Norris Lo Chuk-lam
The bird flu scare in the mainland has had no visible negative impact on local tourism-yet.
Alex Tsang Sun-wa, a director of a local travel agency played down the effect of the recent bird flu warnings would have on tourism trends.
“This is different from the period during the SARS outbreak as Hong Kong is not directly affected by the disease this time,” he said.
He explained the dominant source of tourists for the city remained the mainland travellers who did not seem to express any concern over the disease.
He added the government had carried out a number of infection-prevention measures such as improving hygiene including that of tour buses, and body temperature checks of travellers upon arrival.
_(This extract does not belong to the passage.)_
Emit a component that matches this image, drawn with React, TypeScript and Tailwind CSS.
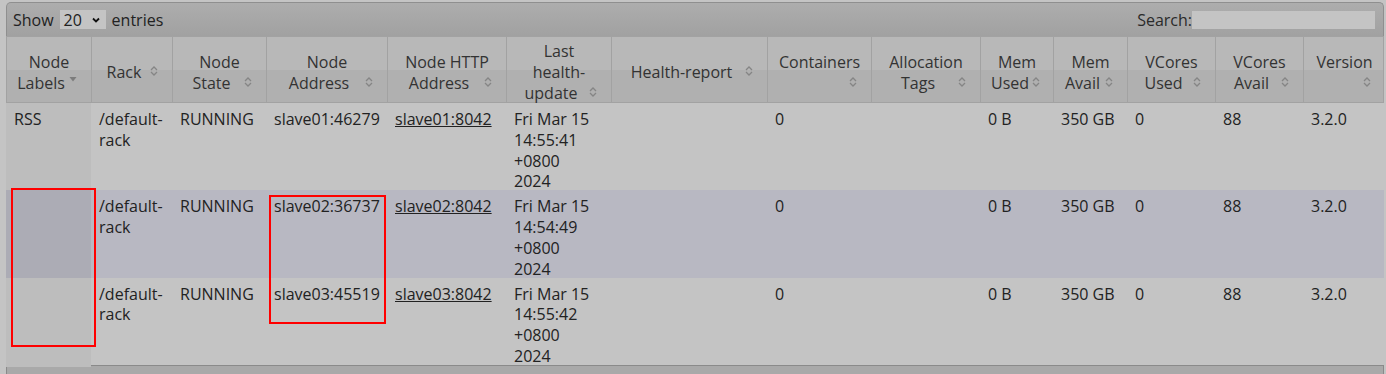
import React from "react"

type Head = { lines: string[]; sorted?: boolean }

const HEADS: Head[] = [
  { lines: ["Node", "Labels"], sorted: true },
  { lines: ["Rack"] },
  { lines: ["Node", "State"] },
  { lines: ["Node", "Address"] },
  { lines: ["Node HTTP", "Address"] },
  { lines: ["Last", "health-", "update"] },
  { lines: ["Health-report"] },
  { lines: ["Containers", ""] },
  { lines: ["Allocation", "Tags"] },
  { lines: ["Mem", "Used"] },
  { lines: ["Mem", "Avail"] },
  { lines: ["VCores", "Used"] },
  { lines: ["VCores", "Avail"] },
  { lines: ["Version", ""] },
]

const ROWS = [
  { label: "RSS", addr: "slave01:46279", http: "slave01:8042", time: "14:55:41" },
  { label: "", addr: "slave02:36737", http: "slave02:8042", time: "14:54:49" },
  { label: "", addr: "slave03:45519", http: "slave03:8042", time: "14:55:42" },
]

const GRID =
  "grid grid-cols-[85px_81px_94px_121px_119px_105px_156px_104px_109px_73px_74px_88px_88px_81px]"

function SortIcon() {
  return (
    <svg width="8" height="10" viewBox="0 0 8 10" className="mb-[2px]">
      <path d="M1 4 L4 1 L7 4 M1 6 L4 9 L7 6" fill="none" stroke="#858585" strokeWidth="1.3" />
    </svg>
  )
}

function SortedIcon() {
  return (
    <svg width="8" height="5" viewBox="0 0 8 5" className="mb-[6px]">
      <polygon points="0.5,0 7.5,0 4,4.5" fill="#7c7c7c" />
    </svg>
  )
}

function HeaderCell({ head, last }: { head: Head; last: boolean }) {
  const rest = head.lines.slice(0, -1)
  const tail = head.lines[head.lines.length - 1]
  return (
    <div
      className={`flex h-[65px] flex-col justify-center px-[10px] pt-[6px] text-center leading-[20.8px] ${
        last ? "" : "border-r border-[#a2a2a2]"
      }`}
    >
      {rest.map((l) => (
        <div key={l} className="whitespace-nowrap">
          {l}
        </div>
      ))}
      <div className="flex h-[20.8px] items-center">
        <span className="flex-1 whitespace-nowrap">{tail}</span>
        <span className="flex w-4 justify-center">{head.sorted ? <SortedIcon /> : <SortIcon />}</span>
      </div>
    </div>
  )
}

function Cell({ lines, sorted, even, link }: { lines: string[]; sorted?: boolean; even: boolean; link?: boolean }) {
  const bg = sorted ? (even ? "bg-[#acacb5]" : "bg-[#bdbdbd]") : ""
  return (
    <div className={`px-2 pt-[6px] leading-[20.8px] ${bg}`}>
      {lines.map((l, i) => (
        <div key={i} className={`whitespace-nowrap ${link ? "underline" : ""}`}>
          {l}
        </div>
      ))}
    </div>
  )
}

export default function App() {
  return (
    <div className="relative h-[374px] w-[1386px] overflow-hidden bg-[#c4c4c4] pl-[6px] pr-[2px] pt-[2px] font-['Open_Sans',sans-serif] text-[16px] text-[#222]">
      <div className="flex h-[34px] items-center justify-between rounded-t-[5px] border-x border-t border-[#8f8f8f] bg-[linear-gradient(to_bottom,#adadad,#a1a1a1)] pl-[6px] pr-[8px]">
        <div className="flex items-center">
          <span>Show</span>
          <div className="ml-[6px] mr-[6px] flex h-[19px] w-[46px] items-center justify-between bg-[#c4c4c4] pl-[4px] pr-[6px]">
            <span className="leading-none">20</span>
            <svg width="8" height="6" viewBox="0 0 8 6">
              <path d="M1 1.5 L4 4.5 L7 1.5" fill="none" stroke="#111" strokeWidth="1.8" />
            </svg>
          </div>
          <span>entries</span>
        </div>
        <div className="flex items-center">
          <span className="text-[#2a2a2a]">Search:</span>
          <div className="h-[18px] w-[183px] bg-[#c4c4c4]" />
        </div>
      </div>

      <div
        className={`${GRID} border-x border-b border-t border-[#a2a2a2] bg-[linear-gradient(to_bottom,#b8b8b8_50%,#b0b0b0_50%)] text-[#333]`}
      >
        {HEADS.map((h, i) => (
          <HeaderCell key={i} head={h} last={i === HEADS.length - 1} />
        ))}
      </div>

      {ROWS.map((r, idx) => {
        const even = idx === 1
        return (
          <div key={idx} className={`${GRID} h-[87.3px] ${even ? "bg-[#b8b8c2]" : "bg-[#c4c4c4]"}`}>
            <Cell lines={[r.label]} sorted even={even} />
            <Cell lines={["/default-", "rack"]} even={even} />
            <Cell lines={["RUNNING"]} even={even} />
            <Cell lines={[r.addr]} even={even} />
            <Cell lines={[r.http]} even={even} link />
            <Cell lines={["Fri Mar 15", r.time, "+0800", "2024"]} even={even} />
            <Cell lines={[""]} even={even} />
            <Cell lines={["0"]} even={even} />
            <Cell lines={[""]} even={even} />
            <Cell lines={["0 B"]} even={even} />
            <Cell lines={["350 GB"]} even={even} />
            <Cell lines={["0"]} even={even} />
            <Cell lines={["88"]} even={even} />
            <Cell lines={["3.2.0"]} even={even} />
          </div>
        )
      })}

      <div className="h-[20px] border-x border-t border-[#8a8a8a] bg-[#a9a9a9]" />

      <div className="absolute left-[11px] top-[188px] h-[159px] w-[85px] border-2 border-[#ff0000]" />
      <div className="absolute left-[269px] top-[195px] h-[129px] w-[117px] border-2 border-[#ff0000]" />
    </div>
  )
}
A local tour guide Sky Lip Bai-yat however disagreed and insisted the bird flu alarm would seriously affect local tourism.
“Bird flu is going to drop the number of tourists and the business is going to be miserable,” he said.
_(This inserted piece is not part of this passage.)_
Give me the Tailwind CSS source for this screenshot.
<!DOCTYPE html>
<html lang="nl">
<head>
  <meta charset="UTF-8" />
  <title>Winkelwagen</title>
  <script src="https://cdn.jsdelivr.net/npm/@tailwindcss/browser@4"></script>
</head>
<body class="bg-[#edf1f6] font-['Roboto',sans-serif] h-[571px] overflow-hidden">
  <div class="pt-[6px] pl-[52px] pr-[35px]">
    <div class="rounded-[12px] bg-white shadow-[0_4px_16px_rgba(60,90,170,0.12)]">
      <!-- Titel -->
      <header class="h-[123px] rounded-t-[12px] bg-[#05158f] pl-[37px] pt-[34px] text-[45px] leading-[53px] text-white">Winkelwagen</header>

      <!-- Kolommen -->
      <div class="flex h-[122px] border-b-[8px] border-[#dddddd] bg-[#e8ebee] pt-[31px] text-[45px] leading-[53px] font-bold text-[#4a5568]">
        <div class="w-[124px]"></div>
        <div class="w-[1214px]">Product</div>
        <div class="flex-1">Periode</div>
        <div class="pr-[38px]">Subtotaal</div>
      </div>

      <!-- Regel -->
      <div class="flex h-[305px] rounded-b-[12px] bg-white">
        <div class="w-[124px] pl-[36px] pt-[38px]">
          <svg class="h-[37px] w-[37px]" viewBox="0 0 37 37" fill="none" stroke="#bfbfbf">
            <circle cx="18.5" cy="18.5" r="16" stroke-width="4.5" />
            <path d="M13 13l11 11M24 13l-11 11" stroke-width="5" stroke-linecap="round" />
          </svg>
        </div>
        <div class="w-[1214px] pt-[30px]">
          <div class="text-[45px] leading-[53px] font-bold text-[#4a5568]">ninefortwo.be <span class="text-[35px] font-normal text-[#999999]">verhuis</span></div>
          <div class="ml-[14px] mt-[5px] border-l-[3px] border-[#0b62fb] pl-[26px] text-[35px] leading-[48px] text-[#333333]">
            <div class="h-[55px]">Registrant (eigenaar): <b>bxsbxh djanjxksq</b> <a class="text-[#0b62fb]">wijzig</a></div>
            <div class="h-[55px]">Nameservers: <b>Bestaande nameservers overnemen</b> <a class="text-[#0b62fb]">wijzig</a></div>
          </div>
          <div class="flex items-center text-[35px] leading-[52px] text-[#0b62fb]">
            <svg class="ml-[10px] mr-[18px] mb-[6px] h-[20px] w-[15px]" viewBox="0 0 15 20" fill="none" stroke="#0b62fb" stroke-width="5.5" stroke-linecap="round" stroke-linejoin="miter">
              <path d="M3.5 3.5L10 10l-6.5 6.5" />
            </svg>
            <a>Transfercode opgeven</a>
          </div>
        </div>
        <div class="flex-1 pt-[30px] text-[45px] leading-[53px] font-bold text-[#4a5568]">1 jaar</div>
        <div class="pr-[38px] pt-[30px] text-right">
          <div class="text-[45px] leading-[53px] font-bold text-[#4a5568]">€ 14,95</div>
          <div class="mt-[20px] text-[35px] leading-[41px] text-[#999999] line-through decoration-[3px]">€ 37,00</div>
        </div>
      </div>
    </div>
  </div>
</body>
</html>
He added many tour guides showed dissatisfaction with their jobs and were worried the recent bird flu panic would hit hard on the slowly recovering industry.
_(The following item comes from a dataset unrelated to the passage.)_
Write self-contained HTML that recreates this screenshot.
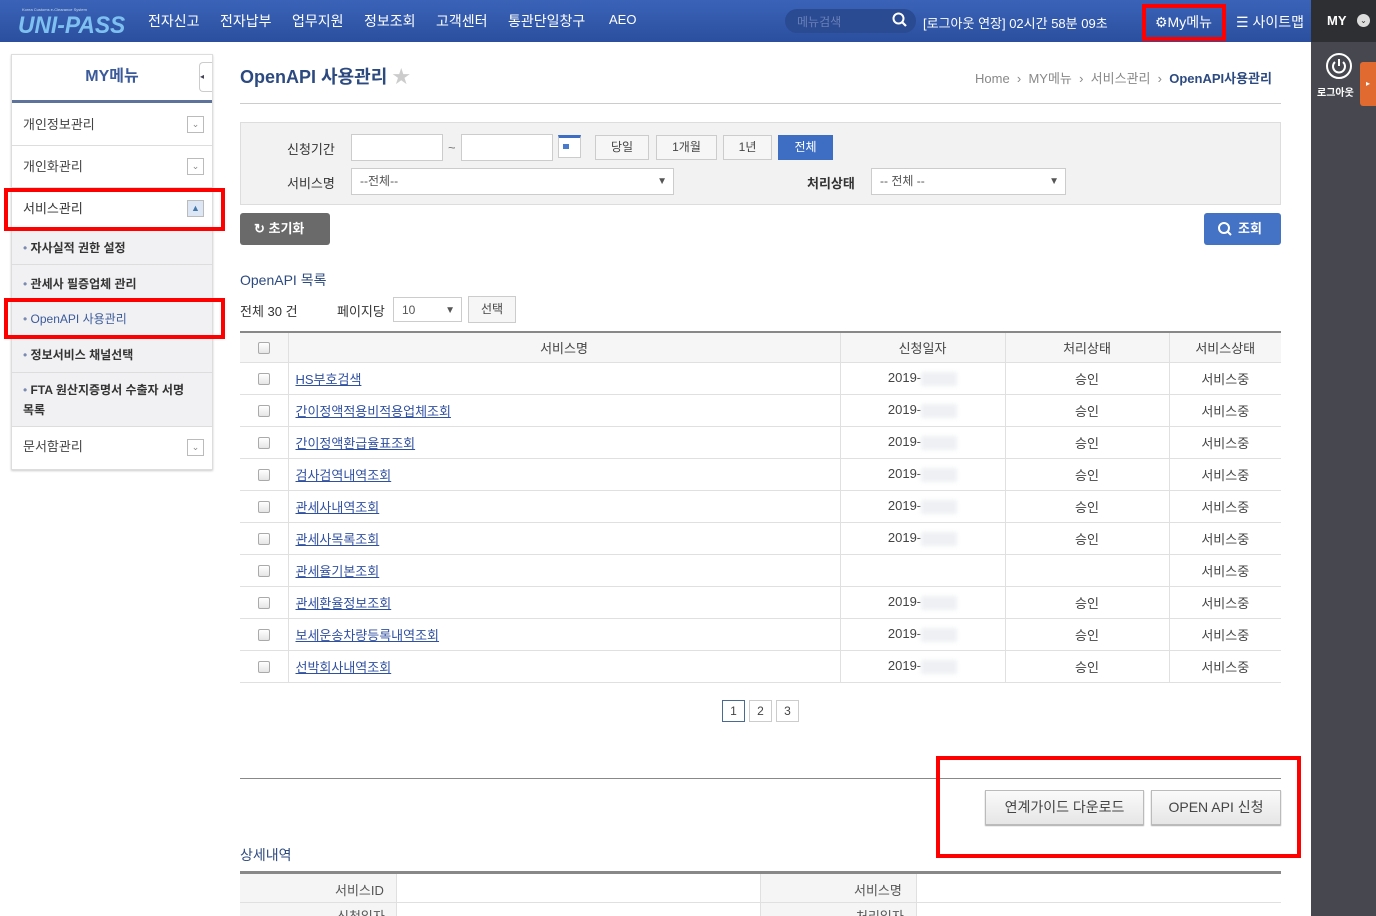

“Huge workload and low pay make tour guides think they are only cheap labour, so they are not willing to make any improvement,” he said.
Mr Lip said many tour guides'salary had started to shrink two years ago when many cheap daily tours were offered.
Yet the small operations had failed to keep everyone going and some had closed down. “Those trips cost as cheap as $60 [each], which many tour agencies found difficult to run.”
He said a significant number of tour guides had switched to work freelance and their income had dropped by almost half.
“At the peak, a guide could earn $600 a day but the pay has now dropped to $400, sometimes around $300 only. Some of us have decided to quit.”
Local tourism businesses have been in the doldrums since the SARS attack in 2003. While some smaller travel agencies have since shut down, many more have been fighting on.
“So if bird flu breaks out, the travel agencies will find extremely hard to survive,” Mr Lip said.